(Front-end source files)
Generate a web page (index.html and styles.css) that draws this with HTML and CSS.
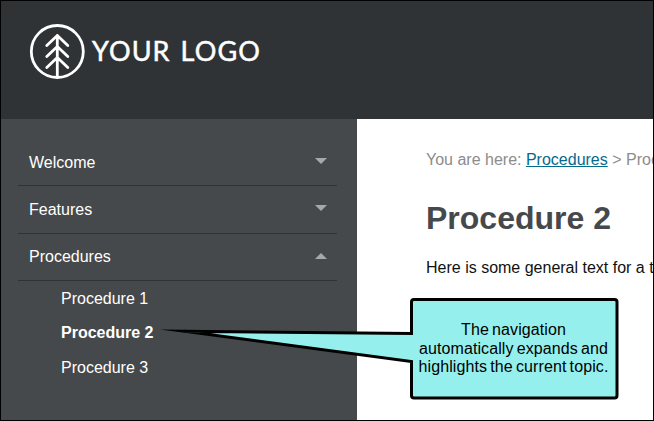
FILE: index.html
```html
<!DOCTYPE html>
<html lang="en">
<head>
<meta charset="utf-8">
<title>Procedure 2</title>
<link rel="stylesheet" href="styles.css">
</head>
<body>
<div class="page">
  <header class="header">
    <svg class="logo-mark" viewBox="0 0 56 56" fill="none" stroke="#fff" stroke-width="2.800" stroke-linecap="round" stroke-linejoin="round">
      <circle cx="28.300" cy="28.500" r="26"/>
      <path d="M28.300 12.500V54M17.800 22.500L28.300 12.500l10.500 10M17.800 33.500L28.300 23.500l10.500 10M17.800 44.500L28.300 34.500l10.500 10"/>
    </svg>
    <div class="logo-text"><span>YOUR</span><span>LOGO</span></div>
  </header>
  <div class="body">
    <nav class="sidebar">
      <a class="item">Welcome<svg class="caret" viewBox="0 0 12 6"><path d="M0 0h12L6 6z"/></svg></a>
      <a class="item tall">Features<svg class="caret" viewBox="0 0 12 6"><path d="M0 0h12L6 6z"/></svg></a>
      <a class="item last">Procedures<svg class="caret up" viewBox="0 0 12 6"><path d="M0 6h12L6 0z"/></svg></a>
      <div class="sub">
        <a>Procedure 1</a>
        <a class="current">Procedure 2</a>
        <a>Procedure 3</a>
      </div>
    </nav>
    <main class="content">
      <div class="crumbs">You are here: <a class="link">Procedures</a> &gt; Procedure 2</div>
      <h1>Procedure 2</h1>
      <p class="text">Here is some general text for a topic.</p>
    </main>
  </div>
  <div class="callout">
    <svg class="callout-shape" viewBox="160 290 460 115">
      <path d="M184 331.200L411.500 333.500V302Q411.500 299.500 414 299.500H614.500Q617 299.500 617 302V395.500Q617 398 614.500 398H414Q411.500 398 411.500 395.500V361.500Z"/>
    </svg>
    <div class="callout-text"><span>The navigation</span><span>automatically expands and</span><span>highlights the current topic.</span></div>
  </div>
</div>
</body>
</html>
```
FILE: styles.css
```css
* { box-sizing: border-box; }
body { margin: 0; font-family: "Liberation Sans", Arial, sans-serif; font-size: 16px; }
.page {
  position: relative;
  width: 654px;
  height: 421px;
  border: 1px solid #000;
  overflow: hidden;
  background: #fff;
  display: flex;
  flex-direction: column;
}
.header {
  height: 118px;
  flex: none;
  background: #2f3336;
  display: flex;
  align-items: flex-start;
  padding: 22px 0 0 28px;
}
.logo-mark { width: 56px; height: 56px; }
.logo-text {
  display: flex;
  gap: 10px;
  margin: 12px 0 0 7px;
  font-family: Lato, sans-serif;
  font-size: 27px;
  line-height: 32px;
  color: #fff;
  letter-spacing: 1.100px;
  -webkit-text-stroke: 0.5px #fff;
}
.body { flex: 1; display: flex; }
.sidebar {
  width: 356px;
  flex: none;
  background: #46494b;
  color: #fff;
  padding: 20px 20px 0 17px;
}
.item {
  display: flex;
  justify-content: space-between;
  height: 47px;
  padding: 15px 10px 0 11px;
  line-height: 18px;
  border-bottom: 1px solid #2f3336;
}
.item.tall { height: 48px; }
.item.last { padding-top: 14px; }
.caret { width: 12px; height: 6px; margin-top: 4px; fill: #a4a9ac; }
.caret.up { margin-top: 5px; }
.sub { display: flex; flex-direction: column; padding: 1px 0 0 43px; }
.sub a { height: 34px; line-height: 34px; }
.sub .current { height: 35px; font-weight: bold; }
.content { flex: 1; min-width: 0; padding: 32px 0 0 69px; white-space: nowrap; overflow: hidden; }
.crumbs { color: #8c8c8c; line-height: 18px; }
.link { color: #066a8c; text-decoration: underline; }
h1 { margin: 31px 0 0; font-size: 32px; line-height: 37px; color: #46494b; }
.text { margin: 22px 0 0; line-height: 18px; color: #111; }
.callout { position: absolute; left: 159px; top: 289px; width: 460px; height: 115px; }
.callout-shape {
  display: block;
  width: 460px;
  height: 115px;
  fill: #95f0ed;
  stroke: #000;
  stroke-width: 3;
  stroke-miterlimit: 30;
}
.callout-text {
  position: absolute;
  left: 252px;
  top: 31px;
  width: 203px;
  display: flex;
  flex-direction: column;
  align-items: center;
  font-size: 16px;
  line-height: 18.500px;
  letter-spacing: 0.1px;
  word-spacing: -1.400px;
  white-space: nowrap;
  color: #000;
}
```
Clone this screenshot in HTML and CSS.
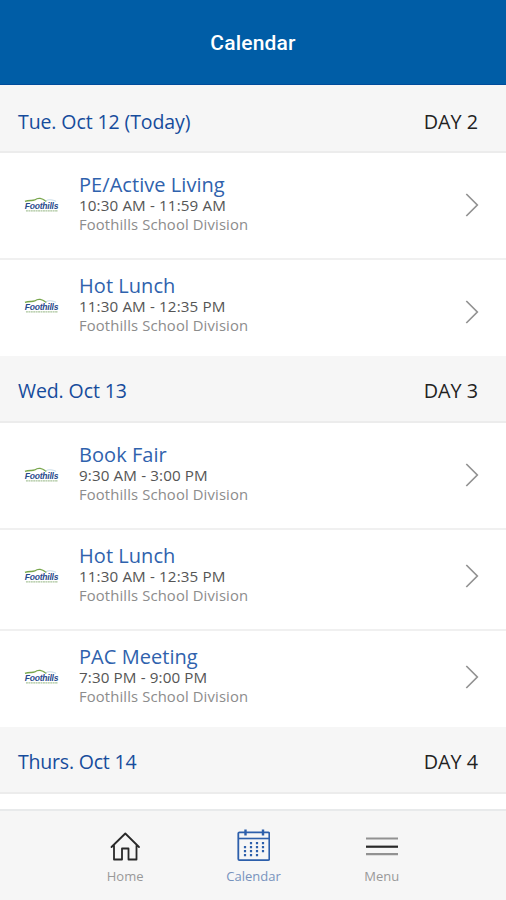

_Task requirements_
Every line that holds the word "this" counts once; state the total number of such lines and nothing else.

_Task answer_
2